:: Task brief ::
Search the material below for the word "React" and copy every line in which it occurs.
** start Records for this exercise **
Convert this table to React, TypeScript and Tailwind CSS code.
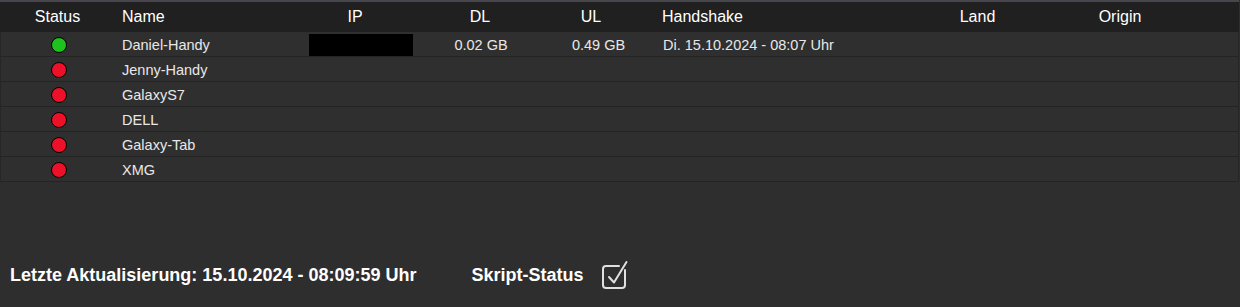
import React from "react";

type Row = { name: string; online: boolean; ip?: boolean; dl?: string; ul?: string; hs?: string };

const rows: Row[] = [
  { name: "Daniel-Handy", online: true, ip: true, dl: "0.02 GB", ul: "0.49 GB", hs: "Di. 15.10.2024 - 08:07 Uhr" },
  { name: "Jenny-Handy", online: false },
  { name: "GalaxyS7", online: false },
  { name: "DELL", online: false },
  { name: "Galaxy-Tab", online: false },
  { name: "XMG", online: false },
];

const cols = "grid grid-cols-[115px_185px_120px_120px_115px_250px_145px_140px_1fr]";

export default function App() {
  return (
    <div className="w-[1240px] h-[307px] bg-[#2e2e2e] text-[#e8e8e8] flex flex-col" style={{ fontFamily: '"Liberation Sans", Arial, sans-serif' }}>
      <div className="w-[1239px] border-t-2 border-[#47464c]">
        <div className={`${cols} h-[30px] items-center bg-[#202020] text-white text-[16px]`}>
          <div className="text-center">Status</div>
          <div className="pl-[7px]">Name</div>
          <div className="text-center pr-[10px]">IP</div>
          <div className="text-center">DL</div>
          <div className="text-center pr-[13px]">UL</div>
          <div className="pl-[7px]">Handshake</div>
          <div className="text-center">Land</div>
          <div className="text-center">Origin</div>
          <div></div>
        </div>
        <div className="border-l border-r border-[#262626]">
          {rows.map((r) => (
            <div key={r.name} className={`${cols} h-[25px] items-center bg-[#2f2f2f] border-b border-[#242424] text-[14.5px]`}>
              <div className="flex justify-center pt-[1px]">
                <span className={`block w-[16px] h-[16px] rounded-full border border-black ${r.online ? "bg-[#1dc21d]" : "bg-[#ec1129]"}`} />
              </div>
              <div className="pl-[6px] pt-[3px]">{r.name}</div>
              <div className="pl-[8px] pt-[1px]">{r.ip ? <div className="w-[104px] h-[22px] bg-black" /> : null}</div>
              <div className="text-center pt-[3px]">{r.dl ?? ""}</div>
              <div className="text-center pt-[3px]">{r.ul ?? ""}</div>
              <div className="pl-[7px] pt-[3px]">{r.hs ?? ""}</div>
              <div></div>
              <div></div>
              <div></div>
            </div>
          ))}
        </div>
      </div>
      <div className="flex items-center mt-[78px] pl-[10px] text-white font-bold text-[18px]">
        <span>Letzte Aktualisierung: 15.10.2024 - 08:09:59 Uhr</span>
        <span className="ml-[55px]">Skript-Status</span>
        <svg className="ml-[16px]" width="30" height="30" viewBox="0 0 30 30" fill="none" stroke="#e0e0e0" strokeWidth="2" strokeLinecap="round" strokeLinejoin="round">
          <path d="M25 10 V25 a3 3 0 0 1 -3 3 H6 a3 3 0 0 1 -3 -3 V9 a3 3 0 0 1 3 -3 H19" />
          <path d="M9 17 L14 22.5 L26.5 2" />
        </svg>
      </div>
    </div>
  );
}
** end Records for this exercise **
** start Records for this exercise **
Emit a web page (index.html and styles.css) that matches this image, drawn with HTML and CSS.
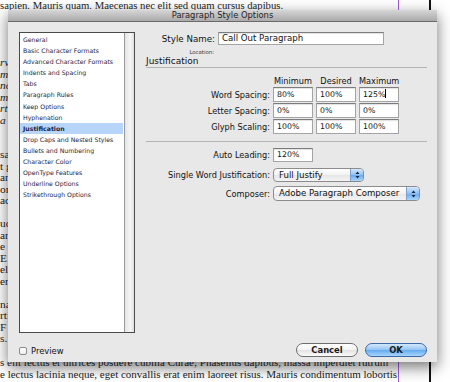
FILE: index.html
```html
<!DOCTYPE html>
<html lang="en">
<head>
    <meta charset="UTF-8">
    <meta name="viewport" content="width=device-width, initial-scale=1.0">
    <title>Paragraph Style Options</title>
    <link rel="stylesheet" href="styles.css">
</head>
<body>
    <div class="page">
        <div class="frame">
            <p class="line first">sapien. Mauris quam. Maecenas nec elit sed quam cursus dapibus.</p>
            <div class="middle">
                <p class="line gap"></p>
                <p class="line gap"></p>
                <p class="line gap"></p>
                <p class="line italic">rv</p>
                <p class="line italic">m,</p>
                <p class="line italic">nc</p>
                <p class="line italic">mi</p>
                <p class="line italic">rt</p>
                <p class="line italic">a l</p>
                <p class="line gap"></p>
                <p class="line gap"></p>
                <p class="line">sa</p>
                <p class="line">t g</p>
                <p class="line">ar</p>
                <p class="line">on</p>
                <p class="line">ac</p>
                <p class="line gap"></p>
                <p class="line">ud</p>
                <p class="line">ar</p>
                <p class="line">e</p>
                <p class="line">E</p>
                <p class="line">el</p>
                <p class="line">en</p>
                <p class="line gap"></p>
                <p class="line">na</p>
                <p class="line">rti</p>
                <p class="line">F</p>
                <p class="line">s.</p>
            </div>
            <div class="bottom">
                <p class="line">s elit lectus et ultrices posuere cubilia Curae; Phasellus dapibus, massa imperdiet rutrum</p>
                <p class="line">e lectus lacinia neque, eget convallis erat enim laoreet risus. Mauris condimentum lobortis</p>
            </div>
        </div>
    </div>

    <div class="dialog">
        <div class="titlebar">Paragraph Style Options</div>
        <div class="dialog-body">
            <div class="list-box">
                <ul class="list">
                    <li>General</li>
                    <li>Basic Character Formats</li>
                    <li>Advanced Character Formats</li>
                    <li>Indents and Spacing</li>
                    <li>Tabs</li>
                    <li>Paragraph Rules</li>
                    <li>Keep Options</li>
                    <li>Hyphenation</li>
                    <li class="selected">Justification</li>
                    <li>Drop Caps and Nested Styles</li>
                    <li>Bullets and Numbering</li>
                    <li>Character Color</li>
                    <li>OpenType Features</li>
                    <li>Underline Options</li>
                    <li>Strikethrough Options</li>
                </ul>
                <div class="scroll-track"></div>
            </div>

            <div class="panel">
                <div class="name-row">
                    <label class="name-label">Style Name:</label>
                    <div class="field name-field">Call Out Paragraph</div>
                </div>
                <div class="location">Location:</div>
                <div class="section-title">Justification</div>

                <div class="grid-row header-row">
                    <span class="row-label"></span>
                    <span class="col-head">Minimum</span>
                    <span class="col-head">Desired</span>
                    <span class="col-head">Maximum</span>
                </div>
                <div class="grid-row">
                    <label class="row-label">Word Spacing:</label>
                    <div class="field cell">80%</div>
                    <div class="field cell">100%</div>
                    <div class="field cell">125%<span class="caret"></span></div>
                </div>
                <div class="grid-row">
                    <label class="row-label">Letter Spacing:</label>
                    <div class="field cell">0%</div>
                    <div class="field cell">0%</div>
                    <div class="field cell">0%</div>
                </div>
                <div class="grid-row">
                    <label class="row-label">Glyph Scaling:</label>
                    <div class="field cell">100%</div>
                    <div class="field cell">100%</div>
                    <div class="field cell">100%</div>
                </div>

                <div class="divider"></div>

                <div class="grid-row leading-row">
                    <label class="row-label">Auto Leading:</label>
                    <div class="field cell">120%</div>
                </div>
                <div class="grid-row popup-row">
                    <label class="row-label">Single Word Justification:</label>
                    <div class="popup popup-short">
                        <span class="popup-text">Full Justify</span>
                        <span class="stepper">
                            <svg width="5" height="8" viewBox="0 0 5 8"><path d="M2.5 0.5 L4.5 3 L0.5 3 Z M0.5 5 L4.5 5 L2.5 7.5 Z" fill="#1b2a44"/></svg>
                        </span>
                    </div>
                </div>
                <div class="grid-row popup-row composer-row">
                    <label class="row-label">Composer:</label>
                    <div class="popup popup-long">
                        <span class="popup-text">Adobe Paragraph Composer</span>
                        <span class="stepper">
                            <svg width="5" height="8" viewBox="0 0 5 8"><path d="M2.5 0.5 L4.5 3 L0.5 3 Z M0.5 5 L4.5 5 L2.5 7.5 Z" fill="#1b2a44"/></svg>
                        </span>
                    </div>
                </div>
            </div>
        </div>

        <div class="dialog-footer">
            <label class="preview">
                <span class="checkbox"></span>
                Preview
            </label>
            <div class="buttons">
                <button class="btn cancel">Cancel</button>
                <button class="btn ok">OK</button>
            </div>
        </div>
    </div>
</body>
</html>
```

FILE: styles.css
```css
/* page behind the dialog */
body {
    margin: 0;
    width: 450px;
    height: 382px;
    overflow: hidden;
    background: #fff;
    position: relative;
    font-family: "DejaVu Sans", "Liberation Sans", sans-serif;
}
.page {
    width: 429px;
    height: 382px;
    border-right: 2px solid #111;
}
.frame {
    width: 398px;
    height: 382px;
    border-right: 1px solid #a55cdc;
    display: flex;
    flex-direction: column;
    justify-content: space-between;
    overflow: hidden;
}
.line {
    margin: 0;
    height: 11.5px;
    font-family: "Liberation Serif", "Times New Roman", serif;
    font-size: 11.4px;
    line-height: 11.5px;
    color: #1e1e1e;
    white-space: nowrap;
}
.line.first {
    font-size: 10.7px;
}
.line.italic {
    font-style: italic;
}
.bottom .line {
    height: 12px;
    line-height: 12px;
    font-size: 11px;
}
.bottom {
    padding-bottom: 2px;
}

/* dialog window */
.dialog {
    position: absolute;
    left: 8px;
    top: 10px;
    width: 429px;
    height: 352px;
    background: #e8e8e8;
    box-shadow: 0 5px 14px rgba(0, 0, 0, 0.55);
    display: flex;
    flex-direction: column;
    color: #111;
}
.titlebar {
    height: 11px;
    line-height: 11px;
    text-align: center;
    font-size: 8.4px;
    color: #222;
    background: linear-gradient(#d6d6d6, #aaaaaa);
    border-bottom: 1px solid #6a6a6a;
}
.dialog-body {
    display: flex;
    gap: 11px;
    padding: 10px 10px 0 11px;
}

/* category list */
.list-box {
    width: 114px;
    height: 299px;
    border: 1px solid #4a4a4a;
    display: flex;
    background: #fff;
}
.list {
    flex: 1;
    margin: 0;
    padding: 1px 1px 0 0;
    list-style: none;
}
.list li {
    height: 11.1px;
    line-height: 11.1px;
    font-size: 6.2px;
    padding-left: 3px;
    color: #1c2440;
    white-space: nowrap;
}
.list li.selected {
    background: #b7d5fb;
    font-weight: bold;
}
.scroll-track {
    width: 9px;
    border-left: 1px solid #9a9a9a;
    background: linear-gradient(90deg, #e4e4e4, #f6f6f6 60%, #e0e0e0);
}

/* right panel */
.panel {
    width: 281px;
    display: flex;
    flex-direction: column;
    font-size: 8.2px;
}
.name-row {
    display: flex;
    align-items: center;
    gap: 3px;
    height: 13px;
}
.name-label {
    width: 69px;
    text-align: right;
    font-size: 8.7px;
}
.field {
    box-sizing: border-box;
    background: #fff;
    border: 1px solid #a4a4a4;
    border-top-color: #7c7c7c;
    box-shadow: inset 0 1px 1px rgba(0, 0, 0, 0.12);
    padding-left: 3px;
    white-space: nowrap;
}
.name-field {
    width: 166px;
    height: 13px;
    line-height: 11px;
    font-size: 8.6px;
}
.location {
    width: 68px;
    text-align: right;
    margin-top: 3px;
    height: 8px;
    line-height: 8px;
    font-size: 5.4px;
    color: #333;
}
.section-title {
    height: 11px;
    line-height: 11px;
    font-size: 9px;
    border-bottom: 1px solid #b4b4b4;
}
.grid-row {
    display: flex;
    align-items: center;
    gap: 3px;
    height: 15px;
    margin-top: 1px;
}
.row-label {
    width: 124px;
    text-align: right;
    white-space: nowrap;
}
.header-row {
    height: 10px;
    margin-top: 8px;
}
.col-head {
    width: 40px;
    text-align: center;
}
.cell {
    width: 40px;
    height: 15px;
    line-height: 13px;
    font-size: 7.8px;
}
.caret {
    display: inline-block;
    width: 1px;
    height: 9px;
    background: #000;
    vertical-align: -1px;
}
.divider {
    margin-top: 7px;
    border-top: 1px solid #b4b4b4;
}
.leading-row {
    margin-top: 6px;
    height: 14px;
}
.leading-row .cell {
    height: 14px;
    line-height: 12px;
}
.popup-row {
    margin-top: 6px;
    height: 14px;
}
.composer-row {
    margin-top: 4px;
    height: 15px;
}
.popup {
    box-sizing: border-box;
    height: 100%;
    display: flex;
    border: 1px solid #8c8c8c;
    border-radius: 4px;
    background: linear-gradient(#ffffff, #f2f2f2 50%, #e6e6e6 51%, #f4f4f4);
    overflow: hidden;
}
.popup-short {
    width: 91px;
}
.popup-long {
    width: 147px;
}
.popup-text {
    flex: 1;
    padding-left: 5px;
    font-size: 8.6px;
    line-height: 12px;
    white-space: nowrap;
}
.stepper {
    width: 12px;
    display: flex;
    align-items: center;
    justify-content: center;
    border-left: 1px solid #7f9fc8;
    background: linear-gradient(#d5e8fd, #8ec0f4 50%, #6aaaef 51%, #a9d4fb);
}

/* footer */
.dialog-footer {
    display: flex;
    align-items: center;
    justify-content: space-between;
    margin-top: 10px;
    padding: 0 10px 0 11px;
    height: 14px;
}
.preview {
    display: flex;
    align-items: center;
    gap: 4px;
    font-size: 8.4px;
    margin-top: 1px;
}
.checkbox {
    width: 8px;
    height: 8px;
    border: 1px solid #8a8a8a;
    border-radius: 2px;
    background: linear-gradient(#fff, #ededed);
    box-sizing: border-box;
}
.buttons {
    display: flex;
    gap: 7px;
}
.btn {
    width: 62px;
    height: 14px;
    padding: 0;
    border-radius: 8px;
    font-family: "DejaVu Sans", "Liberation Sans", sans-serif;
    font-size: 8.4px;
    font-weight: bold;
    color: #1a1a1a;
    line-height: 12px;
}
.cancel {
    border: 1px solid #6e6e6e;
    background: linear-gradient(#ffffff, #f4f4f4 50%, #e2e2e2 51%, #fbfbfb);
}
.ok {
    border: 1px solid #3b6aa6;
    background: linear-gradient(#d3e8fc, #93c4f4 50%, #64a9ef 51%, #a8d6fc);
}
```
** end Records for this exercise **
:: Answer in full ::
Convert this table to React, TypeScript and Tailwind CSS code.
import React from "react";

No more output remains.